Expected Output: ['https://example.com/', 'https://example.com/about', 'https://example.com/blog', 'https://example.com/contact']

Explanation: The crawler stays on hostname `example.com`, ignores `other.com` and `blog.example.com`, and safely handles the cycle back to the home page.

Input: ('HTTPS://Example.com#top', {'https://example.com/': ['https://example.com/docs#section1', 'https://example.com/docs', 'https://example.com/faq'], 'https://example.com/docs': ['https://example.com/#footer'], 'https://example.com/faq': ['https://example.com/docs#section2']})

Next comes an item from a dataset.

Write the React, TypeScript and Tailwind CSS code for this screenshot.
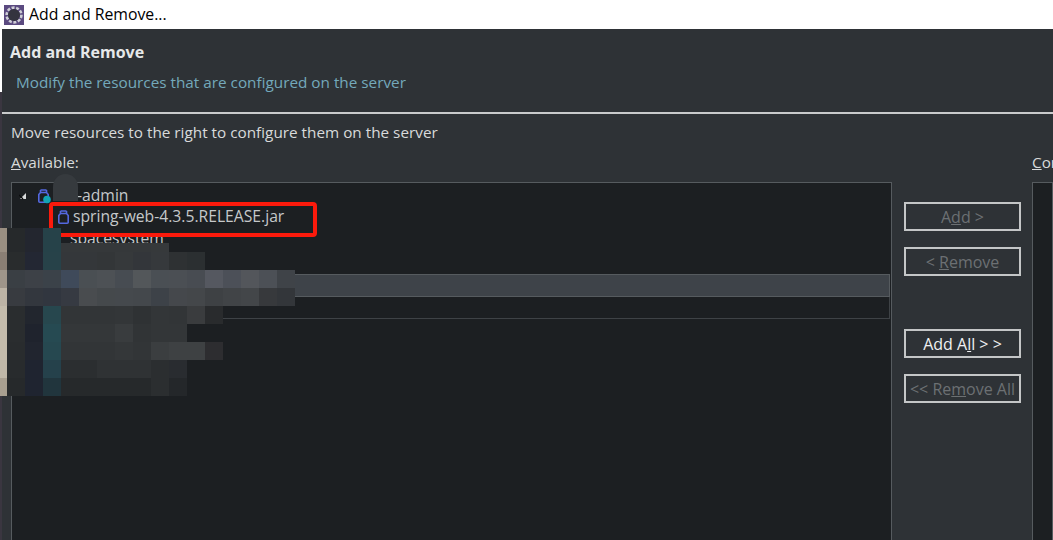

Expected Output: ['https://example.com/', 'https://example.com/docs', 'https://example.com/faq']

Explanation: The start URL is normalized to `https://example.com/`. Fragments like `#top` and `#section1` are removed, so duplicate visits are avoided.

Input: ('https://site.com/home', {'https://site.com/home': ['https://site.com/a', 'https://news.site.com/a', 'https://site.com/b'], 'https://site.com/a': ['https://site.com/missing', 'https://site.com/home'], 'https://site.com/b': []})

Expected Output: ['https://site.com/a', 'https://site.com/b', 'https://site.com/home', 'https://site.com/missing']

Explanation: The crawler ignores the subdomain `news.site.com`. It still includes `https://site.com/missing` because it is reachable, even though it has no entry in `web`.

Input: ('https://alone.com', {})

Expected Output: ['https://alone.com/']

Explanation: Even when the seed page is not present in `web`, it is still a reachable page and should be returned after normalization.

Input: ('https://dup.com', {'https://dup.com': ['https://dup.com/page#one'], 'https://dup.com#frag': ['https://dup.com/page'], 'https://dup.com/page': ['https://dup.com/#top', 'https://other.com/page']})

Expected Output: ['https://dup.com/', 'https://dup.com/page']

Explanation: Both `https://dup.com` and `https://dup.com#frag` normalize to the same page, and fragment-only differences do not cause duplicate visits.

Hints

Model the website as a graph: pages are nodes and hyperlinks are directed edges. A stack or queue plus a visited set is enough.
Use URL parsing to extract the hostname and to normalize each URL before storing it, so fragments and case differences do not create duplicate visits.

Quick Overview

This question evaluates understanding of web crawling and link traversal algorithms, including URL normalization, same-domain filtering, deduplication, and cycle-safe graph traversal.